Patricia's quest and its connection to the club kids is further complicated by alternating sequences involving Simon (Bill Torres), the father of dumb blonde club kid Julian (Daniel Bess) and Sara (KellieOverbey), the half sister of the quivering Mimi (Elizabeth Reaser); also Greg (Corey Stoll) the cop in charge of the case and his possessive fiancée (Jennifer Rau). Under Ruben Polento nervously paced direction the cinematic cross-cutting with its flashing disco lights and hard-driving music, has a look and feel clearly designed to reel in viewers who are the playwright's contemporaries (she's 27) instead of the more traditional older audiences.

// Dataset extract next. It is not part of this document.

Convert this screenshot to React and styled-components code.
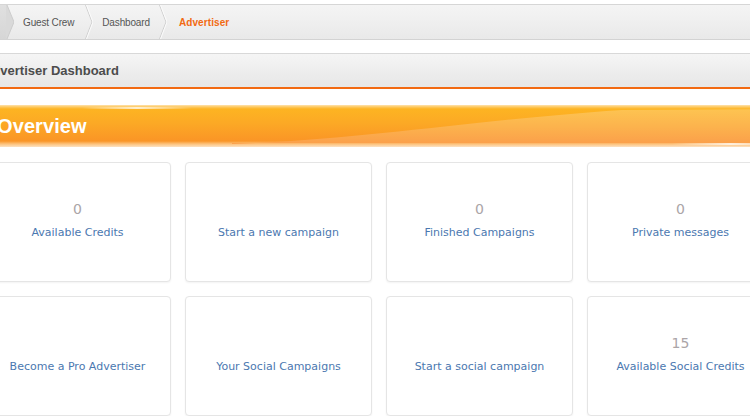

Unfortunately, this is a clever idea that underestimates its target audience's ability to cut through the sound and fury and recognize the play's rambling excesses. The performances fail to be truly cutting edge.
Joie Susannah Lee, while a physically expressive Patricia, fails to project her voice or a consistent Trinidadian accent. The club kids never get beneath their garish surface appearance. Corey Stoll is likeable enough as the cop but it falls to Jennifer Rau in the most peripheral role of his girl friend to deliver the best lines and performance. As Patricia tries to piece together her brother's story and also collect the pieces of his body to bury, Kellie Overbey is her not particularly sympathetic journalistic counterpart in unpuzzling the mystery.
Bill Torres as Julian's movie mogul father has the thankless task of explaining the title theory that is the overriding metaphor of the play. When Patricia during an interview-seduction scene asks him if he feels guilty using other people's stories he declares: "I subscribe to the hologram theory of life. . .we are all pieces of the whole. . .in this world, this life, my stories are your stories, yours are mine. We are all a part of the whole."
The hologram theory obviously extends to the symbolism of the other pieces of the mystery -- the pieces in these young killers' past contributing to their deterioration and the pieces of the body that will be whole again once buried. Too bad that Ms. Goldberg, though an imaginative writer, isn't as yet an adept enough juggler to balance the many pieces of her play.